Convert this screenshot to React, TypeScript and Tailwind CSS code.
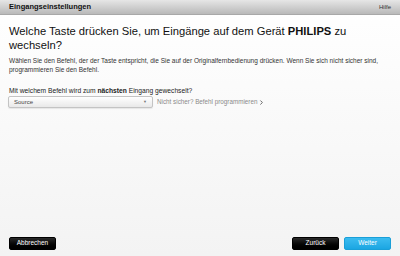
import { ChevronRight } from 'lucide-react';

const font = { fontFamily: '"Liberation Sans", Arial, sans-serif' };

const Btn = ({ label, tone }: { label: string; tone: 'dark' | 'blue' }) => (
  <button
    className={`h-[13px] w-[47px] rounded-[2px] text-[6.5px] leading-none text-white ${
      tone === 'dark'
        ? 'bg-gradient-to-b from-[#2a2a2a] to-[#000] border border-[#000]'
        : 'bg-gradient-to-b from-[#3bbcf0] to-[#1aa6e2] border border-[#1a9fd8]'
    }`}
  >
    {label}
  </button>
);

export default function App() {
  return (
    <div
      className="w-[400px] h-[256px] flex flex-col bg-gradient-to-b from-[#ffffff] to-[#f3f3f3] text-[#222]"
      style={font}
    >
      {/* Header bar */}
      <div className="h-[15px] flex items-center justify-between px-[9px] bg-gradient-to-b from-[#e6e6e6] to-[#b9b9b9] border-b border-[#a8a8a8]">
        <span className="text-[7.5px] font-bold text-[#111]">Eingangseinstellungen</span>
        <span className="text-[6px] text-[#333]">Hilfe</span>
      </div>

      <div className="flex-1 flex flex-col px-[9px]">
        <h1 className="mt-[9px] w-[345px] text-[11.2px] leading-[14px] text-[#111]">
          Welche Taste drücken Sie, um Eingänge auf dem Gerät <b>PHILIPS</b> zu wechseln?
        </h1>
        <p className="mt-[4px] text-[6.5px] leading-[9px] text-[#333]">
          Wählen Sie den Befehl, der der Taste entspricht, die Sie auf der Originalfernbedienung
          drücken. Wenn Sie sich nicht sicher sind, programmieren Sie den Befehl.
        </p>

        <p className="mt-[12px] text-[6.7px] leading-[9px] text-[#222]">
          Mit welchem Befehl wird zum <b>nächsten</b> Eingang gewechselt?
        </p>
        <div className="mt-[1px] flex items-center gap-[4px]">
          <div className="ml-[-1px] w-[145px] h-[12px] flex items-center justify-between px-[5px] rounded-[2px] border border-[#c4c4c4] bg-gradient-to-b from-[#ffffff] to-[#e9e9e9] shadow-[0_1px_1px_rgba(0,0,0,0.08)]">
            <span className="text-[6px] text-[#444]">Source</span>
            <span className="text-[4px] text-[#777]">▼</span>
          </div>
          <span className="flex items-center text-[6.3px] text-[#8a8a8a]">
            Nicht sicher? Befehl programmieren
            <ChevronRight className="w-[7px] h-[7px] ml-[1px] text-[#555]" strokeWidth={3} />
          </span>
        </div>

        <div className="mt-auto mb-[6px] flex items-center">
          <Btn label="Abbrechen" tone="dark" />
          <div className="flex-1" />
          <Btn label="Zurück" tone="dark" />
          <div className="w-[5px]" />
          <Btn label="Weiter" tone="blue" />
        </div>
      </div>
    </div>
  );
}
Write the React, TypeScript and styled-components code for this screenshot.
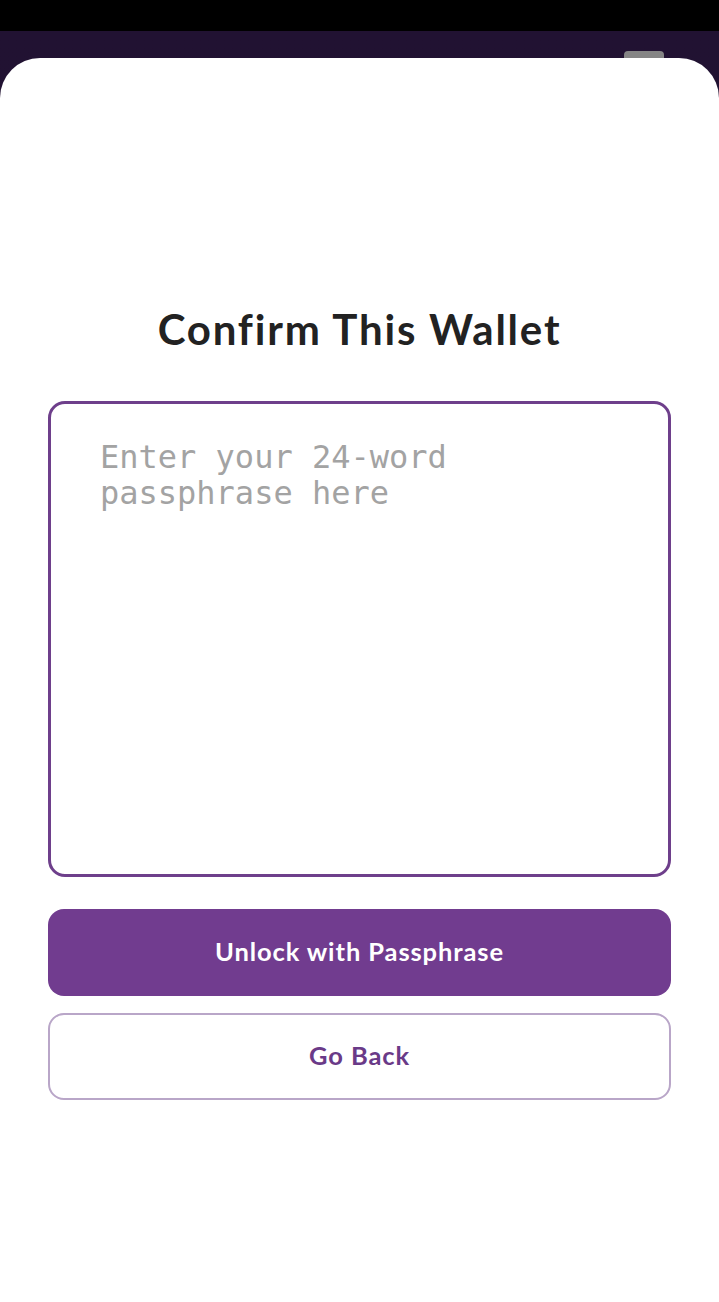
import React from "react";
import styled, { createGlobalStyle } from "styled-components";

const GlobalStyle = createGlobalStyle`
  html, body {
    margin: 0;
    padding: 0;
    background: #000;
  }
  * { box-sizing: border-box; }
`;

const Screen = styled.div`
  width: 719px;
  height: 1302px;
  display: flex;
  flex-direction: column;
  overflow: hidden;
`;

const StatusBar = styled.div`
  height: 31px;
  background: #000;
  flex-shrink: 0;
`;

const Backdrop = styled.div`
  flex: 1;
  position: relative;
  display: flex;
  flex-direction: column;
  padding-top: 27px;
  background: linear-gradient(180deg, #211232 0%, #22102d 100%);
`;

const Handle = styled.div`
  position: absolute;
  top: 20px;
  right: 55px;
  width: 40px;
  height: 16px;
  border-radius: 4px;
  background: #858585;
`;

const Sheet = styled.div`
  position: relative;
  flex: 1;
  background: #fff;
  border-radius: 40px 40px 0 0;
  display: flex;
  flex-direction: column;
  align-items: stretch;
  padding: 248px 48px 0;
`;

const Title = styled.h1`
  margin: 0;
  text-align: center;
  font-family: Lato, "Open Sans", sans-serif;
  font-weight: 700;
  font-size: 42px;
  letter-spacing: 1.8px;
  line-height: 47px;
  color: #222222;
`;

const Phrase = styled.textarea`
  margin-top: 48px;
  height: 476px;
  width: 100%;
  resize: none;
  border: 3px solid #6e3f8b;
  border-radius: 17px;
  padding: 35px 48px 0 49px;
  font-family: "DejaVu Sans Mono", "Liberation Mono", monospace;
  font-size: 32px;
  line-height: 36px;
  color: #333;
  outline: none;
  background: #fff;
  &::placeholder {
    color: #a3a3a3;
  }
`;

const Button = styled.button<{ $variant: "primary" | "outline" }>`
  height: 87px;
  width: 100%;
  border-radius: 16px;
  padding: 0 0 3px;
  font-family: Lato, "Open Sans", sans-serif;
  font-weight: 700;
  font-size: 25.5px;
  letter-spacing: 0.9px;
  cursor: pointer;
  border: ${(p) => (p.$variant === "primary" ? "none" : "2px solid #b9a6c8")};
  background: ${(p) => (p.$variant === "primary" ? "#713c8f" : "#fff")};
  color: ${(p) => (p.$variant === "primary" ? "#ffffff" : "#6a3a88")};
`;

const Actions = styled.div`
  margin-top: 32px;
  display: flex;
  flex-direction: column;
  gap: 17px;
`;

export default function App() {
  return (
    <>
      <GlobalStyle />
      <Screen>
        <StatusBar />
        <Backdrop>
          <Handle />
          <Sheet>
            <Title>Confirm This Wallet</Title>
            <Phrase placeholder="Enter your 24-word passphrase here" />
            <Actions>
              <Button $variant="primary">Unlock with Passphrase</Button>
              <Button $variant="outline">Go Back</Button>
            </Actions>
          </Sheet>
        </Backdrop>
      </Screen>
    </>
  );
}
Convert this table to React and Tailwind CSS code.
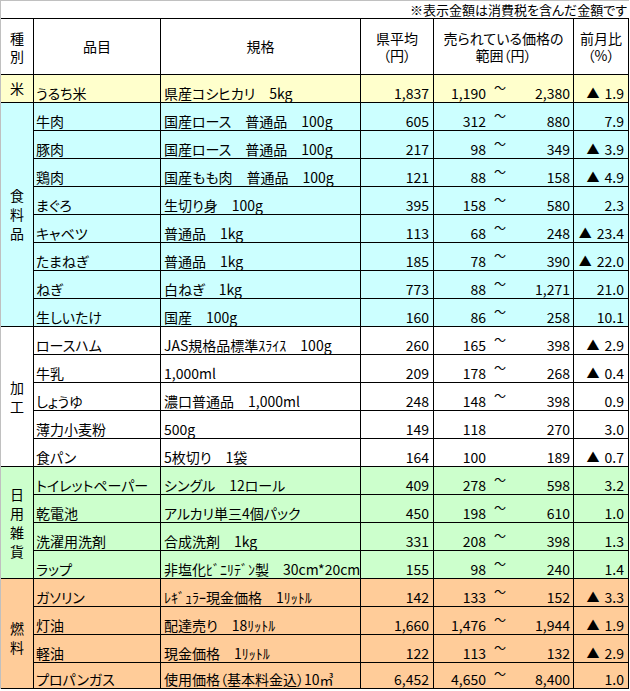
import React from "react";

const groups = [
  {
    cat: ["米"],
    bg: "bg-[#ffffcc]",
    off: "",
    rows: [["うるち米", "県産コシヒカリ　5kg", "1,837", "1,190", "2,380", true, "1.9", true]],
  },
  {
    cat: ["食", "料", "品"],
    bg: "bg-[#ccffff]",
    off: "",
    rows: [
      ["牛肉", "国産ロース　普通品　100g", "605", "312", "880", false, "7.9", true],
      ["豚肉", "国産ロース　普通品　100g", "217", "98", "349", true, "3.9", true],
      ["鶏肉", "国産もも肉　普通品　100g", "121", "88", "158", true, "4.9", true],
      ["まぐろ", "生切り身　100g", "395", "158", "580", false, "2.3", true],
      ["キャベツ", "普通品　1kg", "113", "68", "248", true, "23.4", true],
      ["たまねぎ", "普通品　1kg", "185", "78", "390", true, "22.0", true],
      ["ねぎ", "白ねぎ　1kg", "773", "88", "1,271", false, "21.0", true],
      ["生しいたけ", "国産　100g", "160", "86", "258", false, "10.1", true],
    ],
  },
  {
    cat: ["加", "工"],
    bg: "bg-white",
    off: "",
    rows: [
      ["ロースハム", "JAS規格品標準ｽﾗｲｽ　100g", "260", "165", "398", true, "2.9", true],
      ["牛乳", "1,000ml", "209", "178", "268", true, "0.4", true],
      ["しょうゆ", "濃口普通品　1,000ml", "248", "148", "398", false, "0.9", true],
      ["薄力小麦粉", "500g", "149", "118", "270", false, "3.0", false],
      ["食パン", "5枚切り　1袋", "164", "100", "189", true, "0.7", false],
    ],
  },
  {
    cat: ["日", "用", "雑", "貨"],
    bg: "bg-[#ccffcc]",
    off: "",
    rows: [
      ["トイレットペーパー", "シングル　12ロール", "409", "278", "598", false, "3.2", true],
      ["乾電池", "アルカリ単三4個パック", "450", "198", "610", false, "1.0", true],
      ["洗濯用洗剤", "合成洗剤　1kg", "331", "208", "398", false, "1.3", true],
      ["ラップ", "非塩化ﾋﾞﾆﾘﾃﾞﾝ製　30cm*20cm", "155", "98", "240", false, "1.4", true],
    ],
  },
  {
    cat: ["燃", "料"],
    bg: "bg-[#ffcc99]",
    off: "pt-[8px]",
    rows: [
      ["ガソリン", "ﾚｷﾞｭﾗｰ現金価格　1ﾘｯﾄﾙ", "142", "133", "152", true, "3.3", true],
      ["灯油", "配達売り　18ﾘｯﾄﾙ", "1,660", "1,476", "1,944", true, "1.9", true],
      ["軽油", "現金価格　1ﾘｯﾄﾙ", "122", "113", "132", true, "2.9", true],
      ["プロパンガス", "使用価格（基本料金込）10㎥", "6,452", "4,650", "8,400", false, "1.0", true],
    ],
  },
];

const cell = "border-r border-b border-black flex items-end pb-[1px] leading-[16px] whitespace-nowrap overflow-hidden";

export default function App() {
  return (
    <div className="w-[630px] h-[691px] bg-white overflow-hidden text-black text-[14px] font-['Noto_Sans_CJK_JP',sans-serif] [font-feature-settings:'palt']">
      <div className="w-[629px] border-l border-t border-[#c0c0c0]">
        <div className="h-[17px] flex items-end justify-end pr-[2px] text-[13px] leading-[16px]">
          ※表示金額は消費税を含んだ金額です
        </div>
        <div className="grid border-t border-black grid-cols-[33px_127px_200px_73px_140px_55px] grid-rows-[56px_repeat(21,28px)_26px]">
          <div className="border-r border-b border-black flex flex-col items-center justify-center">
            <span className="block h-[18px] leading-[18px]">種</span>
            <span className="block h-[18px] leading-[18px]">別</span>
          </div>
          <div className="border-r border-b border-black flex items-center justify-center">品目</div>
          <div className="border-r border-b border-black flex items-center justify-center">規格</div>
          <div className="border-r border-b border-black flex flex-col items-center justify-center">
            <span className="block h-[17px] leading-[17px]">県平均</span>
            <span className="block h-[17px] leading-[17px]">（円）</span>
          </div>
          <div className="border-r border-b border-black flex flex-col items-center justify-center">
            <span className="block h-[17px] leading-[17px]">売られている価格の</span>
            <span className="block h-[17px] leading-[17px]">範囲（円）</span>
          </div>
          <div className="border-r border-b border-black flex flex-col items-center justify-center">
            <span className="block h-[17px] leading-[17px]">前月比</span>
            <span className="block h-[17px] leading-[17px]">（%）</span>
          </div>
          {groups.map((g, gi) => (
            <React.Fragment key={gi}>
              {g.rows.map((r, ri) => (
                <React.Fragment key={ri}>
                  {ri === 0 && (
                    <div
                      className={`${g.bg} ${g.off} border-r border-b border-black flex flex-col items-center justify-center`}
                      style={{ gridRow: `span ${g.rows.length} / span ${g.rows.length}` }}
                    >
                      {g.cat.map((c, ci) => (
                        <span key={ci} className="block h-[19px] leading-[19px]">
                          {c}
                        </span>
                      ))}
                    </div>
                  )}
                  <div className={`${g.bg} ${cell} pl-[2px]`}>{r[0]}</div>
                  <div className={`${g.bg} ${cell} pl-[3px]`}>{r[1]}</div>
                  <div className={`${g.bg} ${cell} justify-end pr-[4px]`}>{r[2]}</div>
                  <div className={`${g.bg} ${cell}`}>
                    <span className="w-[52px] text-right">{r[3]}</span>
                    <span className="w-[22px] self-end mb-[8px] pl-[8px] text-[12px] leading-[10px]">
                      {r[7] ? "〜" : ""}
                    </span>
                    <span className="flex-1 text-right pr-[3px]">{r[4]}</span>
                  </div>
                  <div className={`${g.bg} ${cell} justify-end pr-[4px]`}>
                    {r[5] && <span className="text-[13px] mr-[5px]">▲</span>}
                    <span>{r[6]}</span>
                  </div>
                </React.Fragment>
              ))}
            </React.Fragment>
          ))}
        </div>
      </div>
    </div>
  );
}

> _Stated exercise_
Scan the material line by line and report each one that contains "code".

> _Exercise response_
Convert this screenshot to React, TypeScript and Tailwind CSS code.
Write the React, TypeScript and styled-components code for this screenshot.
Convert this table to React and Tailwind CSS code.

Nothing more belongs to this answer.